We say, ‘potential solution’, advisedly. Within a month of their announcement, a Belgian team of computer scientists had already claimed it had cracked one of the four candidate algorithms. Even if this – and our own data (see exhibit 1) – demonstrates the field may not yet be mature, the fact that technology leaders such as IBM, Google and Microsoft are engaged in trying to find a solution confirms enterprises should continue to pay close attention, and more should prepare to engage in ‘pilot and prove’ projects with quantum.

Exhibit 1:Quantum standards suggest more enterprises should get ready to move investments into their ‘pilot and prove’ Horizon 2 strategies

Sample: 600 Global 2000 Organizations
Source: HFS OneOffice Pulse Survey, H2 2021

Crypto communities rise to a six-year challenge set by US NIST

The US National Institute of Standards and Technology (NIST) has chosen four cryptographic schemes—three of which IBM cryptographers worked on, and all of which have been developed with industry partners, institutions, and academic experts. They are intended to become industry-wide standards. The outcome is the end of a six-year effort launched in 2016 when NIST called on the cryptographic community to create methods to resist attacks from quantum computing. There is a growing urgency for such solutions because even quantum “inspired” computing has delivered huge speed increases in complex computational work (10,000x faster, in the case of Fujitsu’s Digital Annealer technology)—exactly the kind of speed of calculation required to take on crypto codes.

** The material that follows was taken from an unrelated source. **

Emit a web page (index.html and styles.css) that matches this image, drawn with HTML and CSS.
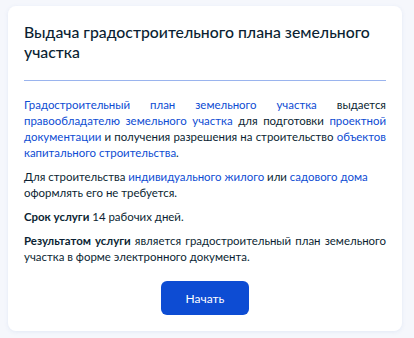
FILE: index.html
```html
<!DOCTYPE html>
<html lang="ru">
<head>
<meta charset="utf-8">
<link rel="stylesheet" href="styles.css">
</head>
<body>
<div class="card">
  <h1 class="title">Выдача градостроительного плана земельного участка</h1>
  <div class="divider"></div>
  <div class="content">
    <p class="justify"><a class="link">Градостроительный план земельного участка</a> выдается <a class="link">правообладателю земельного участка</a> для подготовки <a class="link">проектной документации</a> и получения разрешения на строительство <a class="link">объектов капитального строительства</a>.</p>
    <p>Для строительства <a class="link">индивидуального жилого</a> или <a class="link">садового дома</a> оформлять его не требуется.</p>
    <p><b>Срок услуги</b> 14 рабочих дней.</p>
    <p class="justify"><b>Результатом услуги</b> является градостроительный план земельного участка в форме электронного документа.</p>
  </div>
  <div class="actions">
    <button class="btn">Начать</button>
  </div>
</div>
</body>
</html>
```
FILE: styles.css
```css
html, body {
  margin: 0;
  padding: 0;
}
body {
  background: #f5f7fc;
  font-family: Lato, "Noto Sans", sans-serif;
  color: #0b1f33;
  padding: 6px 12px 7px 8px;
}
.card {
  background: #ffffff;
  border-radius: 8px;
  box-shadow: 0 1px 4px rgba(100, 130, 200, 0.12);
  padding: 16px 16px 16px 16px;
}
.title {
  margin: 0;
  font-size: 15.8px;
  line-height: 20px;
  font-weight: 500;
  color: #0b1f33;
}
.divider {
  height: 1px;
  background: #9ab4ee;
  margin: 18px 0 16px 0;
}
.content p {
  margin: 0 0 8px 0;
  font-size: 11.45px;
  line-height: 16px;
}
.content p:last-child {
  margin-bottom: 0;
}
.content p.justify {
  text-align: justify;
}
.content b {
  font-weight: 700;
}
.link {
  color: #0d4cd3;
  text-decoration: none;
}
.actions {
  display: flex;
  justify-content: center;
  padding-top: 16px;
}
.btn {
  width: 88px;
  height: 34px;
  border: none;
  border-radius: 6px;
  background: #0d4cd3;
  color: #ffffff;
  font-family: Lato, "Noto Sans", sans-serif;
  font-size: 12px;
  padding: 0;
}
```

Quantum computing is the area of computer development built on the theories of advanced physics covering how energy behaves at the atomic and subatomic levels. Its application will deliver the muscle power the decentralized Web3 demands. Reducing the risk that such power can be turned on the encryption Web3 also demands removes a significant obstacle on Web3’s march to the mainstream.

Standards are the first to be designed to counter quantum’s cyber threat

The new standards are the first in the field to be selected by NIST. They replace current cryptographic standards, which were only designed to protect against attacks from classical computers. In May this year, IBM unveiled its roadmap to practical quantum computing. It made protecting today’s enterprise data a priority, for example, in scenarios where bad actors “harvest now, decrypt later.”

These first four selected algorithms will become part of standards adopted globally within the next two years. Cisco, Google, Cloudflare, and the European Commission are among the many contributors.

Data security leaders should be ready to incorporate these new schemes in their defenses today to prepare their organizations to become quantum ready and protect the data stored today against predictable future threats.

The Cybersecurity and Infrastructure Security Agency (CISA) and NIST strongly recommend organizations start preparing for a post-quantum world. They say you should conduct an inventory of all systems for applications that use public-key encryption and test the new post-quantum cryptographic standard in the lab. Their full guidance is available here.

NIST is considering four more algorithms that may yet find their way into the final standards.

The Bottom Line: Another obstacle is removed on the march to mainstream, providing another reason for leaders to get serious about Web3

Web3 will demand 1,000 times more computing power than we currently enjoy. Quantum is the most likely route to that power, and it’s now due in the next three years. Standards protecting both today’s sensitive data and tomorrow’s Web3 encryptions are a vital step on Web3’s march to the mainstream. Data security leaders should act right now to incorporate the defenses these new algorithms provide. Enterprise leaders should see this as a warning that the disruptive power of Web3 may arrive faster than you think.